Apresentar o negacionismo climático como “ponto de vista” é como ensinar que a Terra pode ser plana porque isso também seria “pluralidade”. Mas isso não é pluralidade — é manipulação. O negacionismo climático não surge de dúvidas científicas legítimas, mas de interesses políticos e econômicos que se escondem sob o discurso da liberdade de opinião.
A ciência já fez seu trabalho, as evidências são overwhelming, como dizem os relatórios do IPCC: eventos extremos mais frequentes, elevação das temperaturas médias, oceanos mais quentes, perda acelerada de biodiversidade. A emergência é real.
Por isso causa espanto — e preocupação — que o Brasil esteja, ao mesmo tempo, tentando liderar a agenda climática global e alimentando internamente narrativas que enfraquecem essa liderança. E aqui entra a fala de Ratinho: ao reduzir a Amazônia a “1% da área terrestre”, ele tenta desqualificar a relevância do bioma para o país. Um argumento tão simplista quanto perigoso.
A Amazônia pode até não ser a “salvadora do planeta” no sentido literal, mas certamente é a infraestrutura natural mais importante do Brasil. É dela que vêm os rios voadores que alimentam as chuvas do Centro-Oeste, Sudeste e Sul. É ela que sustenta a agricultura, a recarga de aquíferos, a estabilidade das bacias hidrográficas e boa parte da energia do país. É ela que regula temperaturas, abriga biodiversidade insubstituível e mantém florestas e rios vivos.
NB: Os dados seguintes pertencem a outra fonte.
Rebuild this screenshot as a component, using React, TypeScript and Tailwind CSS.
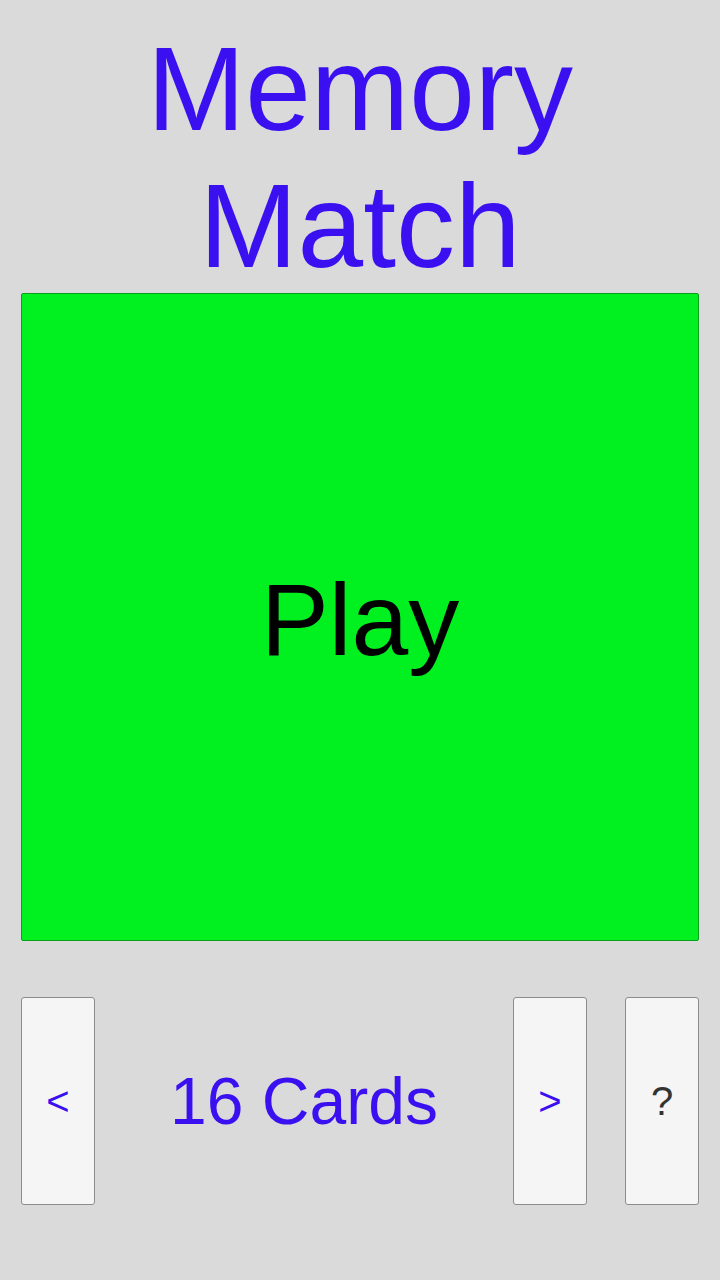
export default function App() {
  const font = { fontFamily: '"Liberation Sans", Arial, sans-serif' };
  return (
    <div
      className="w-[720px] h-[1280px] bg-[#dadada] flex flex-col px-[21px] pt-[21px]"
      style={font}
    >
      <h1 className="h-[272px] text-center text-[118px] leading-[137px] text-[#3a10f0] font-normal">
        Memory
        <br />
        Match
      </h1>

      <button className="h-[648px] w-full shrink-0 bg-[#00f020] border border-[#0aa01c] rounded-[2px] flex items-center justify-center pt-[6px] text-[102px] text-black">
        Play
      </button>

      <div className="mt-[56px] flex items-stretch h-[208px]">
        <button className="w-[74px] bg-[#f5f5f5] border border-[#8c8c8c] rounded-[3px] text-[40px] text-[#3a10f0] flex items-center justify-center">
          &lt;
        </button>
        <div className="flex-1 flex items-center justify-center text-[66px] text-[#3a10f0]">
          16 Cards
        </div>
        <button className="w-[74px] bg-[#f5f5f5] border border-[#8c8c8c] rounded-[3px] text-[40px] text-[#3a10f0] flex items-center justify-center">
          &gt;
        </button>
        <button className="ml-[38px] w-[74px] bg-[#f5f5f5] border border-[#8c8c8c] rounded-[3px] text-[40px] text-[#333333] flex items-center justify-center">
          ?
        </button>
      </div>
    </div>
  );
}
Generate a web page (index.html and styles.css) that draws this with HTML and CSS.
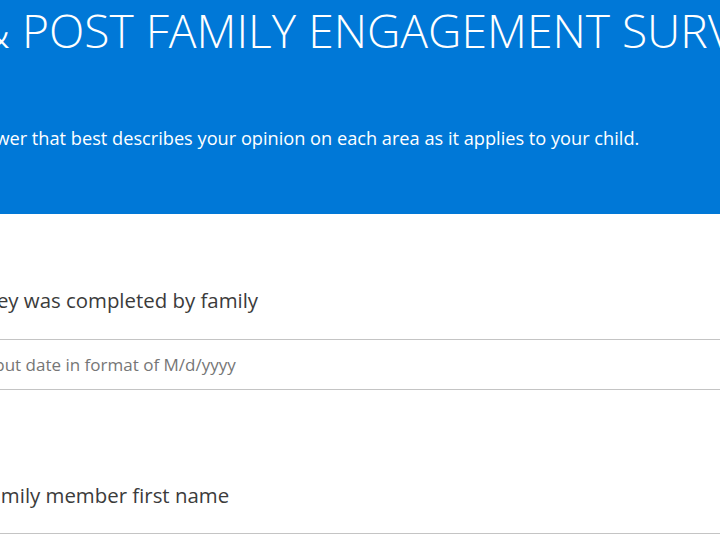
FILE: index.html
```html
<!DOCTYPE html>
<html lang="en">
<head>
<meta charset="utf-8">
<title>PRE &amp; POST FAMILY ENGAGEMENT SURVEY</title>
<link rel="stylesheet" href="styles.css">
</head>
<body>
<div class="page">
  <header class="header">
    <h1 class="title">PRE &amp; POST FAMILY ENGAGEMENT SURVEY</h1>
    <p class="subtitle">Select the answer that best describes your opinion on each area as it applies to your child.</p>
  </header>
  <main class="form">
    <section class="question q-date">
      <div class="q-title">Date survey was completed by family</div>
      <input class="q-input date-input" type="text" placeholder="Please input date in format of M/d/yyyy">
    </section>
    <section class="question q-name">
      <div class="q-title">Family member first name</div>
      <input class="q-input name-input" type="text">
    </section>
  </main>
</div>
</body>
</html>
```

FILE: styles.css
```css
html, body {
  margin: 0;
  padding: 0;
  background: #ffffff;
}
body {
  width: 720px;
  height: 540px;
  overflow: hidden;
  font-family: "Open Sans", "Noto Sans", "DejaVu Sans", sans-serif;
}
.page {
  display: flex;
  flex-direction: column;
}
.header {
  background: #0078d7;
  color: #ffffff;
  height: 214px;
  padding-top: 3px;
  box-sizing: border-box;
}
.title {
  margin: 0;
  font-weight: 300;
  font-size: 46.2px;
  line-height: 56px;
  white-space: nowrap;
  text-indent: -115px;
}
.subtitle {
  margin: 67px 0 0;
  font-size: 18.2px;
  line-height: 25px;
  white-space: nowrap;
  text-indent: -122px;
}
.form {
  display: flex;
  flex-direction: column;
}
.question {
  display: flex;
  flex-direction: column;
}
.q-title {
  font-size: 20.4px;
  line-height: 28px;
  color: #3b3b3b;
  white-space: nowrap;
}
.q-date .q-title {
  margin-top: 72px;
  text-indent: -94px;
}
.q-name .q-title {
  margin-top: 91px;
  text-indent: -21px;
}
.q-input {
  margin: 25px 0 0 -77px;
  width: 900px;
  height: 51px;
  box-sizing: border-box;
  border: 1px solid #c4c4c4;
  padding: 0;
  font-family: inherit;
  font-size: 17px;
  color: #333333;
  background: #ffffff;
  outline: none;
}
.q-input::placeholder {
  color: #767676;
}
.name-input {
  margin-top: 24px;
}
```
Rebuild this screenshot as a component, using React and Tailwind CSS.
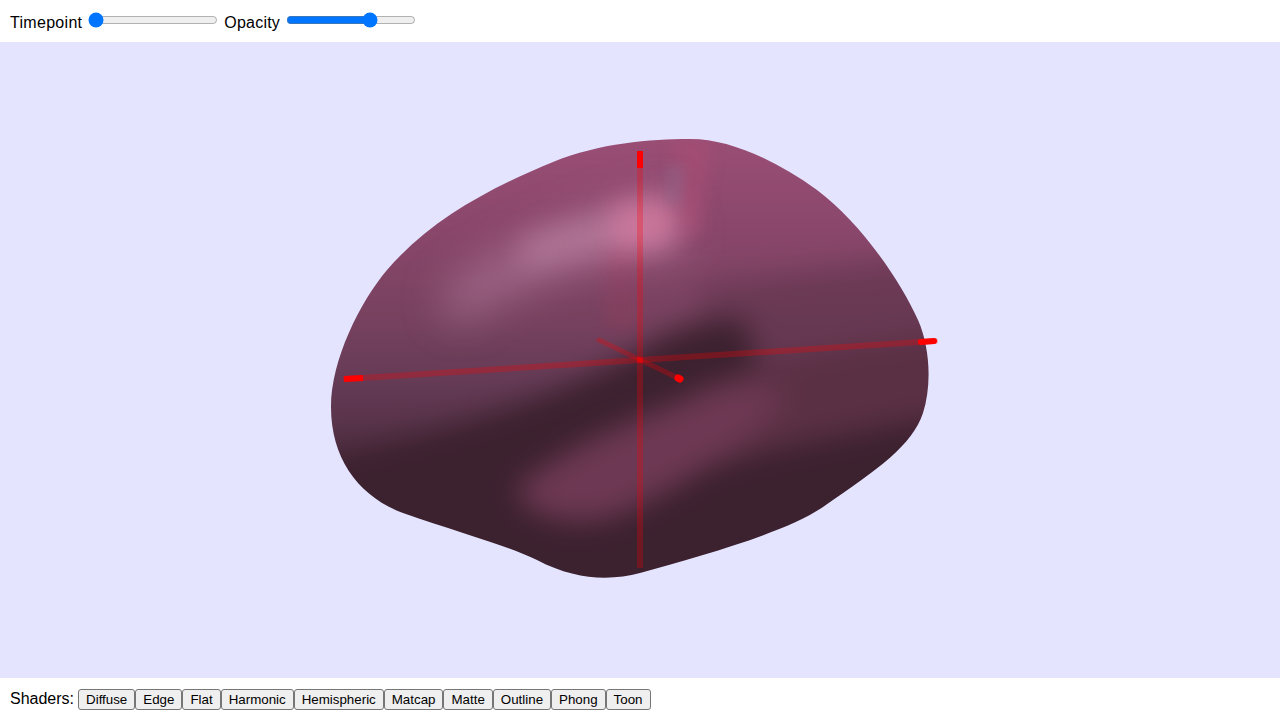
// App.jsx
import React, { useState } from "react";

const SHADERS = ["Diffuse", "Edge", "Flat", "Harmonic", "Hemispheric", "Matcap", "Matte", "Outline", "Phong", "Toon"];

// outline of the mesh, in page coordinates
const OUTLINE =
  "M690 139C730 139 775 160 817 190C860 222 900 280 918 320C930 347 932 385 923 413C912 445 880 468 823 507C785 533 700 556 640 573C610 581 575 580 537 560C500 543 460 533 403 513C360 497 331 460 331 407C331 360 360 302 387 270C430 220 490 188 553 162C600 143 650 139 690 139Z";

const Mesh = () => (
  <svg viewBox="0 42 1280 636" className="block w-full h-full">
    <defs>
      <linearGradient id="base" x1="0" y1="140" x2="0" y2="470" gradientUnits="userSpaceOnUse">
        <stop offset="0" stopColor="#9a4e75" />
        <stop offset="0.3" stopColor="#88466a" />
        <stop offset="0.55" stopColor="#76415e" />
        <stop offset="0.75" stopColor="#633a54" />
        <stop offset="1" stopColor="#4a2a3c" />
      </linearGradient>
      <clipPath id="mesh">
        <path d={OUTLINE} />
      </clipPath>
      <filter id="b6" colorInterpolationFilters="sRGB" x="-50%" y="-50%" width="200%" height="200%"><feGaussianBlur stdDeviation="6" /></filter>
      <filter id="b8" colorInterpolationFilters="sRGB" x="-50%" y="-50%" width="200%" height="200%"><feGaussianBlur stdDeviation="8" /></filter>
      <filter id="b14" colorInterpolationFilters="sRGB" x="-50%" y="-50%" width="200%" height="200%"><feGaussianBlur stdDeviation="14" /></filter>
      <filter id="b22" colorInterpolationFilters="sRGB" x="-50%" y="-50%" width="200%" height="200%"><feGaussianBlur stdDeviation="22" /></filter>
    </defs>

    <rect x="0" y="42" width="1280" height="636" fill="#e4e4ff" />

    <g clipPath="url(#mesh)">
      {/* opaque shading regions, blurred together */}
      <g filter="url(#b14)">
        <rect x="250" y="60" width="780" height="600" fill="url(#base)" />
        <path d="M700 285 L1000 245 L1000 400 L700 400Z" fill="#5f334b" opacity="0.6" />
        <path d="M250 470 C400 445 540 405 640 350 C670 328 710 316 745 320 L760 375 L1030 420 L1030 660 L250 660Z" fill="#3c212f" />
        <path d="M690 392 C770 360 860 342 1000 330 L1000 410 C880 425 790 445 690 470Z" fill="#5a3044" />
        <path d="M515 490 C565 445 650 410 745 380 L790 395 C750 445 690 480 625 512 C580 530 530 520 515 490Z" fill="#6d3853" />
      </g>
      {/* highlights */}
      <path d="M440 295 C510 240 590 212 670 195 L685 250 C600 255 520 275 455 325Z" fill="#b47e9f" opacity="0.7" filter="url(#b22)" />
      <path d="M520 240 C570 222 620 212 660 208 L670 240 C620 244 570 252 525 268Z" fill="#c58cab" opacity="0.5" filter="url(#b14)" />
      <path d="M612 205 L678 195 L678 240 L614 255Z" fill="#d8789e" opacity="0.7" filter="url(#b14)" />
      <path d="M672 140 L712 140 L700 235 L682 235Z" fill="#b04f74" opacity="0.45" filter="url(#b8)" />
      <path d="M665 165 L686 165 L680 205 L665 205Z" fill="#8c6a8e" opacity="0.4" filter="url(#b6)" />
      <path d="M605 250 L640 250 L640 330 L605 330Z" fill="#a83c5c" opacity="0.2" filter="url(#b8)" />
    </g>

    {/* axes */}
    <g stroke="#ff0000" strokeLinecap="round" fill="none">
      <path d="M640 153 L640 568" strokeWidth="6" strokeLinecap="butt" opacity="0.27" />
      <path d="M346 379 L935 341" strokeWidth="6" opacity="0.28" />
      <path d="M599 340 L680 379" strokeWidth="5" opacity="0.28" />
      <path d="M640 151 L640 168" strokeWidth="6" strokeLinecap="butt" />
      <path d="M344 379 L363 378" strokeWidth="6" strokeLinecap="butt" />
      <path d="M921 342 L934 341" strokeWidth="6" />
      <path d="M678 378 L680 379" strokeWidth="7" />
      <circle cx="640" cy="360" r="3" fill="#ff0000" stroke="none" opacity="0.5" />
    </g>
  </svg>
);

const App = () => {
  const [timepoint, setTimepoint] = useState(0);
  const [opacity, setOpacity] = useState(67);

  return (
    <div className="flex flex-col h-screen overflow-hidden bg-white text-black font-['Liberation_Sans',Arial,sans-serif] text-base">
      <div className="flex items-start h-[42px] pl-[10px] gap-[6px] shrink-0">
        <label className="mt-[14px] leading-[18px] tracking-[0.3px]">Timepoint</label>
        <input
          type="range"
          min="0"
          max="100"
          value={timepoint}
          onChange={(e) => setTimepoint(e.target.value)}
          className="w-[130px] h-4 mt-3"
        />
        <label className="mt-[14px] leading-[18px] tracking-[0.2px]">Opacity</label>
        <input
          type="range"
          min="0"
          max="100"
          value={opacity}
          onChange={(e) => setOpacity(e.target.value)}
          className="w-[130px] h-4 mt-3"
        />
      </div>

      <div className="flex-1 min-h-0">
        <Mesh />
      </div>

      <div className="flex items-start h-[42px] pl-[10px] shrink-0">
        <span className="mt-[12px] mr-[4px] leading-[18px]">Shaders:</span>
        {SHADERS.map((name) => (
          <button
            key={name}
            className="mt-[11px] h-[21px] px-[7px] bg-[#efefef] border border-[#767676] rounded-[3px] text-[13.33px] leading-none font-['Liberation_Sans',Arial,sans-serif]"
          >
            {name}
          </button>
        ))}
      </div>
    </div>
  );
};

export default App;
Minimizar a importância da Amazônia é minimizar a importância do próprio Brasil
Quando um apresentador de grande audiência faz isso, ajudando a moldar a opinião pública, e um parlamentar ecoa essa lógica dentro do sistema educacional, o problema ganha escala. Porque o negacionismo climático não é só uma distorção da realidade: ele é um atraso estratégico. Ele tira do país a chance de se preparar, de se proteger e de se posicionar no mundo como um líder ambiental — algo que o Brasil poderia fazer melhor do que quase qualquer outro país.
A pergunta que fica é: quem ganha com isso?
Certamente não o agricultor do Mato Grosso que depende da chuva. Não o ribeirinho que sofre com secas históricas. Não as cidades do Sul que lidam com tornados e enchentes cada vez mais intensas. Muito menos os milhões de brasileiros que precisam de água, energia e estabilidade climática para viver.
Num momento em que o mundo volta seus olhos para o Pará, levar desinformação para dentro da escola e tratá-la como “pluralidade” é mais do que irresponsável — é um ataque ao futuro. E o futuro, como a ciência já repetiu inúmeras vezes, não espera por quem escolhe fechar os olhos.